→ **Dataset rows**:
====

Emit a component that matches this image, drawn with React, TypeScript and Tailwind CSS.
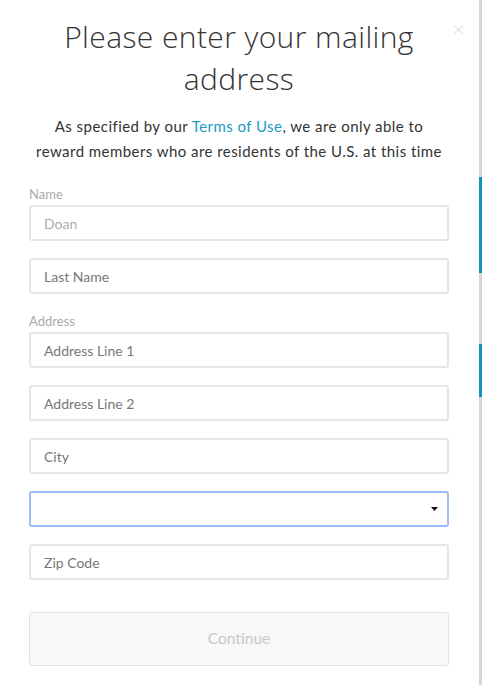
import { FC } from 'react'

const font = { fontFamily: '"Lato", "Open Sans", sans-serif' }
const headFont = { fontFamily: '"Open Sans", "Lato", sans-serif' }

const Field: FC<{ placeholder: string; light?: boolean; className?: string }> = ({ placeholder, light, className }) => (
  <div
    className={`flex h-[36px] items-center rounded-[3px] border-2 border-[#e6e6e6] bg-white px-[13px] text-[14px] ${
      light ? 'text-[#ababab]' : 'text-[#777]'
    } ${className ?? ''}`}
  >
    {placeholder}
  </div>
)

export default function App() {
  return (
    <div className="flex h-[685px] w-[482px] overflow-hidden bg-white" style={font}>
      {/* Modal */}
      <div className="relative w-[479px] shrink-0 bg-white pl-[29px] pr-[30px] pt-[16px]">
        <button className="absolute right-[14px] top-[18px] text-[22px] leading-none font-light text-[#dcdcdc]">×</button>

        <h1 className="text-center text-[30px] leading-[42px] font-light tracking-[0.4px] text-[#333]" style={headFont}>
          Please enter your mailing
          <br />
          address
        </h1>
        <p className="mt-[14px] text-center text-[15px] leading-[25px] tracking-[0.45px] text-[#333]">
          As specified by our <span className="text-[#1a9bc4]">Terms of Use</span>, we are only able to
          <br />
          reward members who are residents of the U.S. at this time
        </p>

        <div className="mt-[21px] text-[13px] leading-[18px] text-[#aaa]">Name</div>
        <Field placeholder="Doan" light className="mt-[2px]" />
        <Field placeholder="Last Name" className="mt-[17px]" />

        <div className="mt-[18px] text-[13px] leading-[18px] text-[#aaa]">Address</div>
        <Field placeholder="Address Line 1" className="mt-[2px]" />
        <Field placeholder="Address Line 2" className="mt-[17px]" />
        <Field placeholder="City" className="mt-[17px]" />

        <div className="mt-[17px] flex h-[36px] items-center justify-end rounded-[3px] border-2 border-[#9dbdf5] bg-white pr-[9px]">
          <svg width="7" height="4" viewBox="0 0 7 4">
            <path d="M0 0h7L3.5 4z" fill="#111" />
          </svg>
        </div>

        <Field placeholder="Zip Code" className="mt-[17px]" />

        <button className="mt-[32px] flex h-[54px] w-full items-center justify-center rounded-[3px] border border-[#e3e3e3] bg-[#f8f8f8] text-[15.5px] text-[#c8c8c8]">
          Continue
        </button>
      </div>

      {/* Page behind the modal */}
      <div className="flex w-[3px] flex-col bg-[#d6d6d6]">
        <div className="mt-[177px] h-[96px] bg-[#1193c0]" />
        <div className="mt-[71px] h-[53px] bg-[#1193c0]" />
      </div>
    </div>
  )
}
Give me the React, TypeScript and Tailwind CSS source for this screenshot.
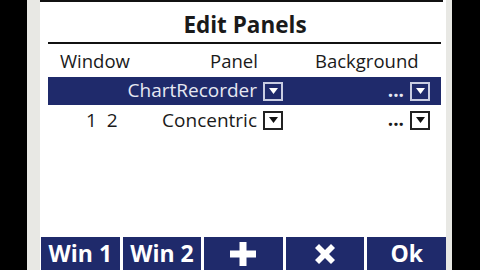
import React from "react";

function DropBox({ dark }: { dark?: boolean }) {
  return (
    <div
      className={
        "w-[20px] h-[19px] shrink-0 flex items-start justify-center pt-[4px] border-2 " +
        (dark ? "border-[#c9cde2] bg-[#1f2a6b]" : "border-[#222] bg-white")
      }
    >
      <svg width="9" height="6" viewBox="0 0 9 6">
        <polygon points="0,0 9,0 4.5,6" fill={dark ? "#ffffff" : "#111111"} />
      </svg>
    </div>
  );
}

export default function App() {
  const font = { fontFamily: '"Open Sans", "Noto Sans", sans-serif' };
  return (
    <div className="w-[480px] h-[270px] bg-black flex overflow-hidden" style={font}>
      <div className="w-[27px] shrink-0 bg-black" />
      <div className="w-[13px] shrink-0 bg-[#e8e8e4]" />
      <div className="w-[406px] shrink-0 bg-white flex flex-col">
        <div className="h-[2px] bg-[#111] mr-[3px]" />
        <div className="h-[40px] flex items-center justify-center pt-[6px] pl-[4px]">
          <span className="text-[22.5px] font-bold text-[#1a1a1a] leading-none">Edit Panels</span>
        </div>
        <div className="h-[2px] bg-[#111] ml-[8px] mr-[5px]" />
        <div className="h-[33px] flex items-center text-[18.5px] text-[#1a1a1a] pt-[2px] leading-none">
          <span className="w-[170px] pl-[20px]">Window</span>
          <span className="w-[105px]">Panel</span>
          <span>Background</span>
        </div>
        <div className="ml-[8px] mr-[5px] h-[28px] bg-[#1f2a6b] flex items-center text-[19px] text-[#e6e8f2] leading-none">
          <div className="w-[80px]" />
          <div className="w-[155px] flex items-center justify-end gap-[6px]">
            <span className="pb-[1px] whitespace-nowrap">ChartRecorder</span>
            <DropBox dark />
          </div>
          <div className="w-[147px] flex items-center justify-end gap-[6px]">
            <span className="pb-[2px] font-bold">...</span>
            <DropBox dark />
          </div>
        </div>
        <div className="ml-[8px] mr-[5px] h-[31px] flex items-center text-[19px] text-[#1a1a1a] leading-none">
          <div className="w-[80px] pl-[38px] pb-[1px] whitespace-nowrap">1&nbsp;&nbsp;2</div>
          <div className="w-[155px] flex items-center justify-end gap-[6px]">
            <span className="pb-[1px]">Concentric</span>
            <DropBox />
          </div>
          <div className="w-[147px] flex items-center justify-end gap-[6px]">
            <span className="pb-[2px] font-bold">...</span>
            <DropBox />
          </div>
        </div>
        <div className="flex-1" />
        <div className="h-[33px] flex gap-[3px] pl-[1px] bg-white">
          <div className="w-[79px] bg-[#1f2a6b] flex items-center justify-center text-white font-bold text-[23px]">Win 1</div>
          <div className="w-[79px] bg-[#1f2a6b] flex items-center justify-center text-white font-bold text-[23px]">Win 2</div>
          <div className="w-[79px] bg-[#1f2a6b] flex items-center justify-center">
            <svg width="28" height="26" viewBox="0 0 28 26">
              <path d="M10.5 1h7v8.5H27v7h-9.5V25h-7v-8.5H1v-7h9.5z" fill="#fff" />
            </svg>
          </div>
          <div className="w-[79px] bg-[#1f2a6b] flex items-center justify-center">
            <svg width="26" height="26" viewBox="0 0 26 26">
              <path d="M3 7L7 3l6 6 6-6 4 4-6 6 6 6-4 4-6-6-6 6-4-4 6-6z" fill="#fff" />
            </svg>
          </div>
          <div className="w-[79px] bg-[#1f2a6b] flex items-center justify-center text-white font-bold text-[23px]">Ok</div>
        </div>
      </div>
      <div className="w-[6px] shrink-0 bg-[#e8e8e4]" />
      <div className="flex-1 bg-black" />
    </div>
  );
}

====

→ **PROMPT**:
Except for the pictures, print the data above exactly.

→ **REPLY TO THE TASK**:
Emit a component that matches this image, drawn with React, TypeScript and Tailwind CSS.
import { FC } from 'react'

const font = { fontFamily: '"Lato", "Open Sans", sans-serif' }
const headFont = { fontFamily: '"Open Sans", "Lato", sans-serif' }

const Field: FC<{ placeholder: string; light?: boolean; className?: string }> = ({ placeholder, light, className }) => (
  <div
    className={`flex h-[36px] items-center rounded-[3px] border-2 border-[#e6e6e6] bg-white px-[13px] text-[14px] ${
      light ? 'text-[#ababab]' : 'text-[#777]'
    } ${className ?? ''}`}
  >
    {placeholder}
  </div>
)

export default function App() {
  return (
    <div className="flex h-[685px] w-[482px] overflow-hidden bg-white" style={font}>
      {/* Modal */}
      <div className="relative w-[479px] shrink-0 bg-white pl-[29px] pr-[30px] pt-[16px]">
        <button className="absolute right-[14px] top-[18px] text-[22px] leading-none font-light text-[#dcdcdc]">×</button>

        <h1 className="text-center text-[30px] leading-[42px] font-light tracking-[0.4px] text-[#333]" style={headFont}>
          Please enter your mailing
          <br />
          address
        </h1>
        <p className="mt-[14px] text-center text-[15px] leading-[25px] tracking-[0.45px] text-[#333]">
          As specified by our <span className="text-[#1a9bc4]">Terms of Use</span>, we are only able to
          <br />
          reward members who are residents of the U.S. at this time
        </p>

        <div className="mt-[21px] text-[13px] leading-[18px] text-[#aaa]">Name</div>
        <Field placeholder="Doan" light className="mt-[2px]" />
        <Field placeholder="Last Name" className="mt-[17px]" />

        <div className="mt-[18px] text-[13px] leading-[18px] text-[#aaa]">Address</div>
        <Field placeholder="Address Line 1" className="mt-[2px]" />
        <Field placeholder="Address Line 2" className="mt-[17px]" />
        <Field placeholder="City" className="mt-[17px]" />

        <div className="mt-[17px] flex h-[36px] items-center justify-end rounded-[3px] border-2 border-[#9dbdf5] bg-white pr-[9px]">
          <svg width="7" height="4" viewBox="0 0 7 4">
            <path d="M0 0h7L3.5 4z" fill="#111" />
          </svg>
        </div>

        <Field placeholder="Zip Code" className="mt-[17px]" />

        <button className="mt-[32px] flex h-[54px] w-full items-center justify-center rounded-[3px] border border-[#e3e3e3] bg-[#f8f8f8] text-[15.5px] text-[#c8c8c8]">
          Continue
        </button>
      </div>

      {/* Page behind the modal */}
      <div className="flex w-[3px] flex-col bg-[#d6d6d6]">
        <div className="mt-[177px] h-[96px] bg-[#1193c0]" />
        <div className="mt-[71px] h-[53px] bg-[#1193c0]" />
      </div>
    </div>
  )
}
Give me the React, TypeScript and Tailwind CSS source for this screenshot.
import React from "react";

function DropBox({ dark }: { dark?: boolean }) {
  return (
    <div
      className={
        "w-[20px] h-[19px] shrink-0 flex items-start justify-center pt-[4px] border-2 " +
        (dark ? "border-[#c9cde2] bg-[#1f2a6b]" : "border-[#222] bg-white")
      }
    >
      <svg width="9" height="6" viewBox="0 0 9 6">
        <polygon points="0,0 9,0 4.5,6" fill={dark ? "#ffffff" : "#111111"} />
      </svg>
    </div>
  );
}

export default function App() {
  const font = { fontFamily: '"Open Sans", "Noto Sans", sans-serif' };
  return (
    <div className="w-[480px] h-[270px] bg-black flex overflow-hidden" style={font}>
      <div className="w-[27px] shrink-0 bg-black" />
      <div className="w-[13px] shrink-0 bg-[#e8e8e4]" />
      <div className="w-[406px] shrink-0 bg-white flex flex-col">
        <div className="h-[2px] bg-[#111] mr-[3px]" />
        <div className="h-[40px] flex items-center justify-center pt-[6px] pl-[4px]">
          <span className="text-[22.5px] font-bold text-[#1a1a1a] leading-none">Edit Panels</span>
        </div>
        <div className="h-[2px] bg-[#111] ml-[8px] mr-[5px]" />
        <div className="h-[33px] flex items-center text-[18.5px] text-[#1a1a1a] pt-[2px] leading-none">
          <span className="w-[170px] pl-[20px]">Window</span>
          <span className="w-[105px]">Panel</span>
          <span>Background</span>
        </div>
        <div className="ml-[8px] mr-[5px] h-[28px] bg-[#1f2a6b] flex items-center text-[19px] text-[#e6e8f2] leading-none">
          <div className="w-[80px]" />
          <div className="w-[155px] flex items-center justify-end gap-[6px]">
            <span className="pb-[1px] whitespace-nowrap">ChartRecorder</span>
            <DropBox dark />
          </div>
          <div className="w-[147px] flex items-center justify-end gap-[6px]">
            <span className="pb-[2px] font-bold">...</span>
            <DropBox dark />
          </div>
        </div>
        <div className="ml-[8px] mr-[5px] h-[31px] flex items-center text-[19px] text-[#1a1a1a] leading-none">
          <div className="w-[80px] pl-[38px] pb-[1px] whitespace-nowrap">1&nbsp;&nbsp;2</div>
          <div className="w-[155px] flex items-center justify-end gap-[6px]">
            <span className="pb-[1px]">Concentric</span>
            <DropBox />
          </div>
          <div className="w-[147px] flex items-center justify-end gap-[6px]">
            <span className="pb-[2px] font-bold">...</span>
            <DropBox />
          </div>
        </div>
        <div className="flex-1" />
        <div className="h-[33px] flex gap-[3px] pl-[1px] bg-white">
          <div className="w-[79px] bg-[#1f2a6b] flex items-center justify-center text-white font-bold text-[23px]">Win 1</div>
          <div className="w-[79px] bg-[#1f2a6b] flex items-center justify-center text-white font-bold text-[23px]">Win 2</div>
          <div className="w-[79px] bg-[#1f2a6b] flex items-center justify-center">
            <svg width="28" height="26" viewBox="0 0 28 26">
              <path d="M10.5 1h7v8.5H27v7h-9.5V25h-7v-8.5H1v-7h9.5z" fill="#fff" />
            </svg>
          </div>
          <div className="w-[79px] bg-[#1f2a6b] flex items-center justify-center">
            <svg width="26" height="26" viewBox="0 0 26 26">
              <path d="M3 7L7 3l6 6 6-6 4 4-6 6 6 6-4 4-6-6-6 6-4-4 6-6z" fill="#fff" />
            </svg>
          </div>
          <div className="w-[79px] bg-[#1f2a6b] flex items-center justify-center text-white font-bold text-[23px]">Ok</div>
        </div>
      </div>
      <div className="w-[6px] shrink-0 bg-[#e8e8e4]" />
      <div className="flex-1 bg-black" />
    </div>
  );
}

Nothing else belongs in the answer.